Tuttavia appare chiaro quello che vuol dirci Luca: l’esperienza del Signore Risorto,  il sentirlo vivo, presente è una consapevolezza che ciascuno deve fare anche  per sé. E infatti Gesù dice: «Toccatemi, guardate le mie mani, i miei piedi». Si tratta  di toccare, di cogliere, vedere con il cuore, di rendersi conto che davvero Lui è vivo, che Lui c’è, che Lui agisce.

Non basta che gli altri mi raccontino, non  basta che io conosca alcune persone che hanno rivoluzionato la propria vita. Non basta che io veda la luce negli occhi di chi lo sente vivo. Non basta nulla se io non ho il coraggio di toccare, di lasciarmi coinvolgere, di mettermi in gioco. Non basta se io dubito.

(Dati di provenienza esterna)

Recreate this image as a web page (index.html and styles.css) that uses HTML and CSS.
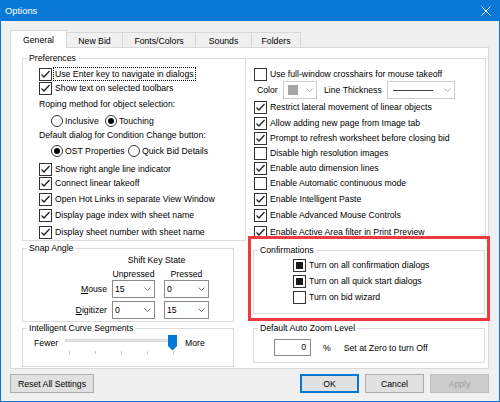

La gente dirà «Sarà anche vero, ma… sì, belle parole. E perché la gente dubita? Perché non ne ha fatto esperienza, perché non l’ha incontrato, perché non l’ha toccato, perché non si è lasciata coinvolgere. Perché quando una cosa l’hai vista, sentita, quando ti ha cambiato la vita, ti ha fatto guarire, ti ha fatto riscoprire la tua bellezza, la gioia dell’amore, la felicità, quando tu torni a sentirti vivo e a sentire la vita dentro di te dopo aver vissuto con la morte dentro, o peggio ancora con la disperazione, allora non ci sono più dubbi, tu lo sai per certo: “Lui è vivo”.

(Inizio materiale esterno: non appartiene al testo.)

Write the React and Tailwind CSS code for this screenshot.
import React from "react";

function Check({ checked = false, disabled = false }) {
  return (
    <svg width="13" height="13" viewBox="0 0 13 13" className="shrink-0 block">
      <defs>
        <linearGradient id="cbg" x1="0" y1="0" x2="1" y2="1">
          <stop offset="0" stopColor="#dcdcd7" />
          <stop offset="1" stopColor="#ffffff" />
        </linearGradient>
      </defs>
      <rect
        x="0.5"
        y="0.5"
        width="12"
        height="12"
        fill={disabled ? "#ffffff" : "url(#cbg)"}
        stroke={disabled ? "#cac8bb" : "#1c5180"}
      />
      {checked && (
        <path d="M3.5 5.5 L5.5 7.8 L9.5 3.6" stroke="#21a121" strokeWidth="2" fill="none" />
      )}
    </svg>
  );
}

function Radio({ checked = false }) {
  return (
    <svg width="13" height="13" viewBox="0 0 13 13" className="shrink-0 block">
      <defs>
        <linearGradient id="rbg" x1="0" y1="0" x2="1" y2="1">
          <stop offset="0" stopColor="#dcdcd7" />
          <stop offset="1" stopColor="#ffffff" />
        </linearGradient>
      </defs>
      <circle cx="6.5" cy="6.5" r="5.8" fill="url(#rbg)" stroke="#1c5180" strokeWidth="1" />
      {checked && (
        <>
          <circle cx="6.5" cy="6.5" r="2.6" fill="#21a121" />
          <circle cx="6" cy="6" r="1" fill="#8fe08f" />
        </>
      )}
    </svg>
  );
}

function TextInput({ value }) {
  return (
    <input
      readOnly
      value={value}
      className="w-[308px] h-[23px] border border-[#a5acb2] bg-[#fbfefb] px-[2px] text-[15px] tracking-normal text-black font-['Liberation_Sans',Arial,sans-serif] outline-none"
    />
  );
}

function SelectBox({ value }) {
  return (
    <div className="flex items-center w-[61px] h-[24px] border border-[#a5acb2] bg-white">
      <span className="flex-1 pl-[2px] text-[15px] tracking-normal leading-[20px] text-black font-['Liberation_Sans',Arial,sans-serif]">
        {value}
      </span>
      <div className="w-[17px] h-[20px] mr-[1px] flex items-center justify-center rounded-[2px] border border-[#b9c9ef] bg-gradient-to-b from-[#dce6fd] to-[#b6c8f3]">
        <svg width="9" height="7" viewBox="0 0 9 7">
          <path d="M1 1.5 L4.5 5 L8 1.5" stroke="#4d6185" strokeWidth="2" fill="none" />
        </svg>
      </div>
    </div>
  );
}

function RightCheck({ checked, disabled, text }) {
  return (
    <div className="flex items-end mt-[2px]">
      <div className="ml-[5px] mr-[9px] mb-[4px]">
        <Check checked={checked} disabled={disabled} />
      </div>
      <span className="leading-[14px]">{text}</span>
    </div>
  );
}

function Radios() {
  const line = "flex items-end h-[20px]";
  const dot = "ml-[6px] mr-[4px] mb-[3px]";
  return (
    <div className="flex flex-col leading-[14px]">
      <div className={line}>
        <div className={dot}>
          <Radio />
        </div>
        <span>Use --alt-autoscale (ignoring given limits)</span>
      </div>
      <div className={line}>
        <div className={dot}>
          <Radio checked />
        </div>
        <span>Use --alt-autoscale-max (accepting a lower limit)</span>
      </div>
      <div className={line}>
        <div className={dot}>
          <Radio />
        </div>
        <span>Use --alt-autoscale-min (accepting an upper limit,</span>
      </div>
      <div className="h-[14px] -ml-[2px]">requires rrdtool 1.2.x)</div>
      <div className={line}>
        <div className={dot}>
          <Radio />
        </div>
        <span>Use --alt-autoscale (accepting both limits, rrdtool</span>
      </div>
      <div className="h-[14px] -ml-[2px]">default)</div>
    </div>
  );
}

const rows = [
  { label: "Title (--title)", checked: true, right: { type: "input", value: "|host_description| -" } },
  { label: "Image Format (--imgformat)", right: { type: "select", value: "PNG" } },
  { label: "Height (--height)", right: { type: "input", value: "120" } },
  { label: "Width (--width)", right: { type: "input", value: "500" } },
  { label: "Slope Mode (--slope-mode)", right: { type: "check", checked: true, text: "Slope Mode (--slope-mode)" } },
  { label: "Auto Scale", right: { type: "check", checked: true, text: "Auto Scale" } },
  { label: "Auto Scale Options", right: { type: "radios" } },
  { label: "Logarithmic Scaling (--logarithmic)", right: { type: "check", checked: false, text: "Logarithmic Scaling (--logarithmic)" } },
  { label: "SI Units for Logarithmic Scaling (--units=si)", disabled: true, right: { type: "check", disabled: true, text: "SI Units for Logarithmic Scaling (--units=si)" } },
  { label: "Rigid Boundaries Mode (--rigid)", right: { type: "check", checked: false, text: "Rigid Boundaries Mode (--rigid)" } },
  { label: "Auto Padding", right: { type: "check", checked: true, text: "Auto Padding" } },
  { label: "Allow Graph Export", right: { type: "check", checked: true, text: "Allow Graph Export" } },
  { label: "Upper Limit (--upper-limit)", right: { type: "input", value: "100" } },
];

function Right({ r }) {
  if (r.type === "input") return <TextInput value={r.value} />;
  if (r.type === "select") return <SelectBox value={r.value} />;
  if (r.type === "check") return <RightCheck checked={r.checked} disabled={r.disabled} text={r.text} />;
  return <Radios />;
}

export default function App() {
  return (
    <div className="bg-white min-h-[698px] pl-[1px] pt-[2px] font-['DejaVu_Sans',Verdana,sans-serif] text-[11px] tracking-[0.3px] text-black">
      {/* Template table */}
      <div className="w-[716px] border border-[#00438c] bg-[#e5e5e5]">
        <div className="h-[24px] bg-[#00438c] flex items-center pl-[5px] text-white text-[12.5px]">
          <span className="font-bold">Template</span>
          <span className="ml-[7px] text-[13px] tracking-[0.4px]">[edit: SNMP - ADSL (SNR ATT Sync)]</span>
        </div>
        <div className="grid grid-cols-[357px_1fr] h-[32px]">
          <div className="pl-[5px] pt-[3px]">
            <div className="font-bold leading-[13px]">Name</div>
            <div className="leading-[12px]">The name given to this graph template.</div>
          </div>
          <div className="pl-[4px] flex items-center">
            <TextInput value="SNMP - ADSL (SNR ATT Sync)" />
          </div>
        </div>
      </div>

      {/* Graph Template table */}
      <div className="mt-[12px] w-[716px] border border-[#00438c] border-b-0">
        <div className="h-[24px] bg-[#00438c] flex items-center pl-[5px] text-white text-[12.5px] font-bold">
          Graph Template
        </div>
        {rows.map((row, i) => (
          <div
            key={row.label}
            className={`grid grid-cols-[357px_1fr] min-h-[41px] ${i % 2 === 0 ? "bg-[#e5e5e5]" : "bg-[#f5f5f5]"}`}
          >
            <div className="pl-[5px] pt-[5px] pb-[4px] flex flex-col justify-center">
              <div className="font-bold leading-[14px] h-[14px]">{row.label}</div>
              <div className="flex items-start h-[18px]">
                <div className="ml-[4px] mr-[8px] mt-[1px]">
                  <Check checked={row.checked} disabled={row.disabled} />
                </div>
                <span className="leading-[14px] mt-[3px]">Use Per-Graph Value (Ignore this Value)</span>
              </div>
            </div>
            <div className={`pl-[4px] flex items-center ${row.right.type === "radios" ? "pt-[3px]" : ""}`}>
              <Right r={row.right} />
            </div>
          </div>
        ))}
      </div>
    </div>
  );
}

La fede è un’esperienza di un incontro. Se vuoi sapere cos’è la vita, devi vivere. Se vuoi sapere chi è Dio, lo devi toccare. Altrimenti hai idee su Dio. Ma solo idee.  Luca descrive la difficoltà degli apostoli di credere: non credevano ai loro amici; non credevano a Gesù – ce l’avevano davanti! – e non credettero neppure dopo aver visto le sue ferite e dopo che aveva mangiato con loro; facevano fatica a credergli anche quando Gesù spiegava loro il senso di tutte le cose.

Attraverso queste domande ci viene suggerito che la fede è un cammino, un itinerario, una gradualità, un passo dopo passo, un divenire lento. Noi siamo quelli del «tutto e subito». Ma non funziona così per le cose dell’anima o del cuore.  La gradualità, la perseveranza, l’evolvere giorno dopo giorno, dice quanto vogliamo una cosa (quanto cioè siamo motivati) e ci permette di gustare giorno per giorno ogni cosa, ogni passaggio, ogni situazione.

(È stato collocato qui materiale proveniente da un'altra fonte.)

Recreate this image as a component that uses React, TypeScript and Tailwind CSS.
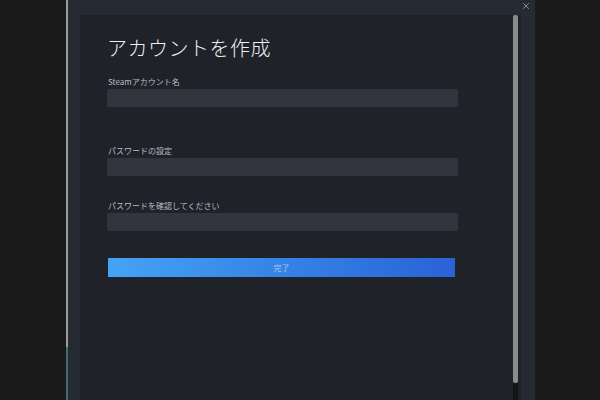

Gesù mostra ai discepoli le mani e i piedi feriti.  Le mani rappresentano il fare, il costruire, il realizzare. Molte persone, e noi con loro,  sono  convinte che «non ci sia più niente da fare che tutto sia compromesso, ormai». Perché lamentarmi che sono infelice, che il mondo va  a rotoli, se non faccio nulla? Perché dire che «è troppo tardi» solo perché ho paura di iniziare, solo perché mi vergogno? Occorre rammentare che il Cristo ha assunto, secondo il racconto dei vangeli, le sembianze dei fratelli: di un ortolano, di un custode, di un viandante, di un fantasma, di uno che sta sulla riva del lago e prepara del pesce arrostito. Dobbiamo sapere accogliere la sfida del regno, lottare, attraversando le sue contraddizioni. Chiediamo al Maestro risorto la tenacia nel camminare verso la meta, condividendo la mensa, inoltrandoci nei sentieri irti dell’amicizia e della tenerezza. Nel risorto abbiamo ricevuto l’abbraccio del Dio dell’amore, che ci spinge fuori per portare un po’ di calore nel gelo dell’egoismo e dell’ottusità quotidiana.